Commentary: Wild Olympics – an asset for the Peninsula’s economic future

This past summer, I traveled nearly 3,000 miles from Aberdeen to Washington, D.C., to testify in front of the House Natural Resources Committee in support of the “Wild Olympics Wilderness and Wild and Scenic Rivers Act.” Re-introduced this year by Senator Patty Murray and Representative Derek Kilmer, the legislation would protect more than 126,500 acres of Olympic National Forest as wilderness and 19 rivers and their major tributaries, a total of 464 river miles, as Wild and Scenic Rivers.

With the legislation having passed out of the House Natural Resources Committee recently, I could not be more thrilled.

Growing up in Pacific County in the 1950s and early 1960s, I knew my future career would be in the timber industry. The son and grandson of Pacific County loggers, hunters and fishermen, I couldn’t imagine working indoors. I was offered one of the (then) abundant and comparatively well-paid jobs in the timber industry after I finished studying forest engineering in college and afterward got my master’s degree from the Yale School of Forestry. The forest industry work allowed me to continue to enjoy the forests and streams where I had hiked, camped, hunted and fished when I was a youngster.

One of my first jobs after my graduate work was with ITT Rayonier. I developed the company’s Northwest forest business plan and then managed Rayonier’s timberlands operations in Forks. After working in Forks, I accepted more responsible jobs, first in the South and then in the Northeast.

The jobs were challenging and financially-rewarding but my family and I missed the rest of our family and friends and the forests and mountains back home. So, in 1993, we returned to the Pacific Northwest with a much greater appreciation for the Olympic Peninsula’s remaining virgin forests and salmon streams. Those forests are not just a draw for tourists but also a draw for forest-lovers like me and my family. That renewed appreciation also prompted me to be an early advocate for new Wild Olympics legislation.

My own experience as both a CEO and an entrepreneur has led me to believe that our area’s natural treasures — which provide world-class outdoor recreation, clean water, and our area’s high quality of living — are our region’s new competitive advantages as we attempt to attract and retain the talented people that today’s more sophisticated, environmentally-friendly and less timber-dependent forest products companies require.

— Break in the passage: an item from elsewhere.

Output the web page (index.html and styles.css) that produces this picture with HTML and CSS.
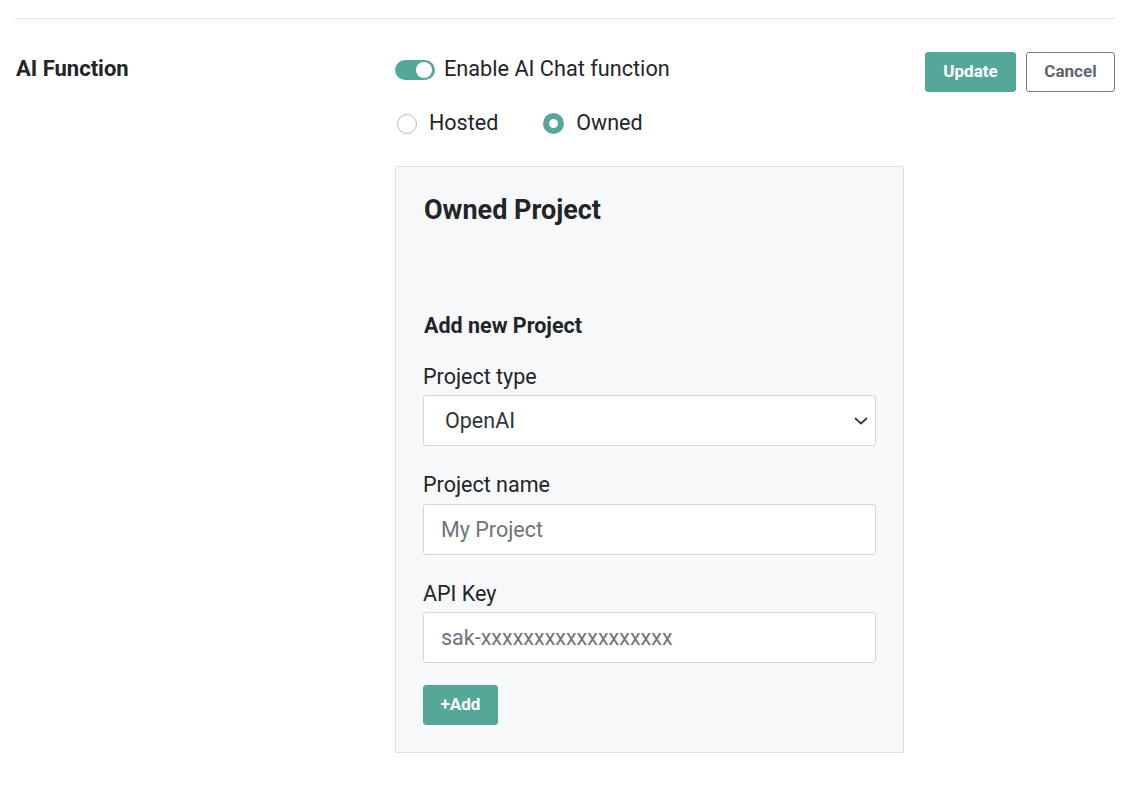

For example, I am currently helping a new company renovate an old paper mill and establish a new, 100% waste paper-based paper mill on the Olympic Peninsula. The company has already hired over 100 people in Port Angeles and they plan to start up in 2020. The manufacturing jobs multiplier effect should be an economic boon to the community. Wilderness and wild and scenic river protections help companies like this, and the products and services companies that they will also depend upon, attract and retain the distinctively-competent human resources that they require.

As a former timber industry executive, I also appreciate the fact that Representative Derek Kilmer and Senator Patty Murray’s final compromise proposal was scaled-back to ensure that it would not detrimentally impact our remaining jobs with our remaining, traditional forest products businesses.

Wild Olympics would protect and promote the same spectacular public lands and high quality of life that are also helping to drive growth and create local jobs in real estate, tech, health care, construction, and many other sectors of our economy today. Our ancient forests, salmon, rivers and stunning scenery are the North Olympic Peninsula’s new comparative economic advantage over other regions. In fact, every few years or so, the nonpartisan Headwaters Economics releases their new “West is Best” study. They consistently show what we are now seeing on the Olympic Peninsula. Protected public lands in the West create comparative economic advantages for rural communities.

This is likely why this Wild Olympics legislation has now been endorsed by nearly 550 local Olympic Peninsula and Hood Canal region businesses. And it is why I have been a stalwart supporter of the Wild Olympics Campaign from the start.

I want to thank Representative Kilmer and Senator Murray for their far-sightedness and leadership. I am confident that they will stand by their constituents and continue to move this bill through Congress until it becomes the law of the land.

Roy Nott, a former timber industry CEO, continues to work as a forest products industry consultant. He lives in Aberdeen.